Put the two together, and the result is an incoherent worldview in which the existing government can change from good to evil and back again in an instant. My favorite example is probably campaign finance "reform": Things are bad because the government is controlled by evil, greedy special interests, so we should solve the problem by passing laws giving the government greater power to control who can contribute money to political efforts and what can be said during elections, thereby driving out the special interests... and this will work because the government that enacts, enforces, and interprets those laws is controlled by We the People and exists to promote the common good. It only makes sense if America has two effectively indistinguishable federal governments that somehow exist side by side simultaneously, one good and one evil.

(Or if reform is so powerful that its effects can actually travel back in time, and thereby prevent the special interests pulling the government's strings from using campaign reform's powers for evil by destroying them in the past, before the reform's own creation.

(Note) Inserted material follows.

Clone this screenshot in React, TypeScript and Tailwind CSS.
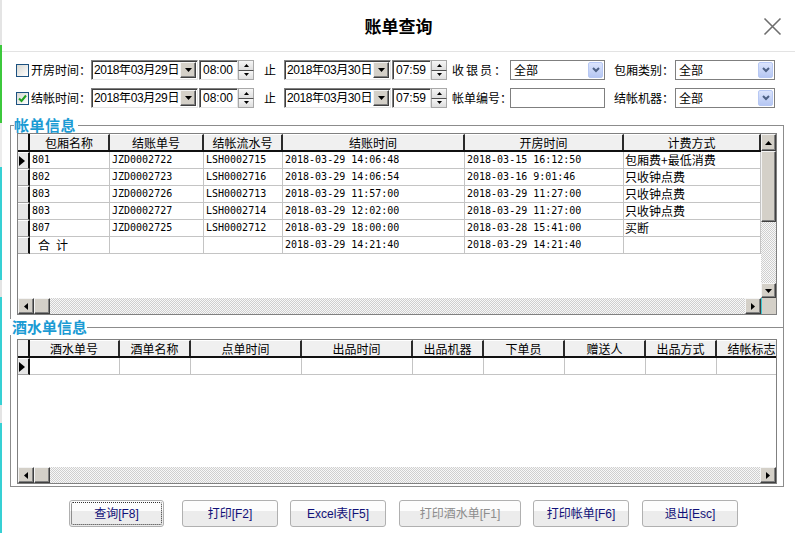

Our current understanding of physics does not rule out the theoretical possibility of time travel, so this arguably has a better chance of success than most liberal projects.)

It's quite a testament to how powerful the myth of the democratic interventionist state as defender of the common man has become. How many kings, oligarchs, and despots of past ages could boast that even most of the people who hated them were passionately dedicated to pushing more power into their hands?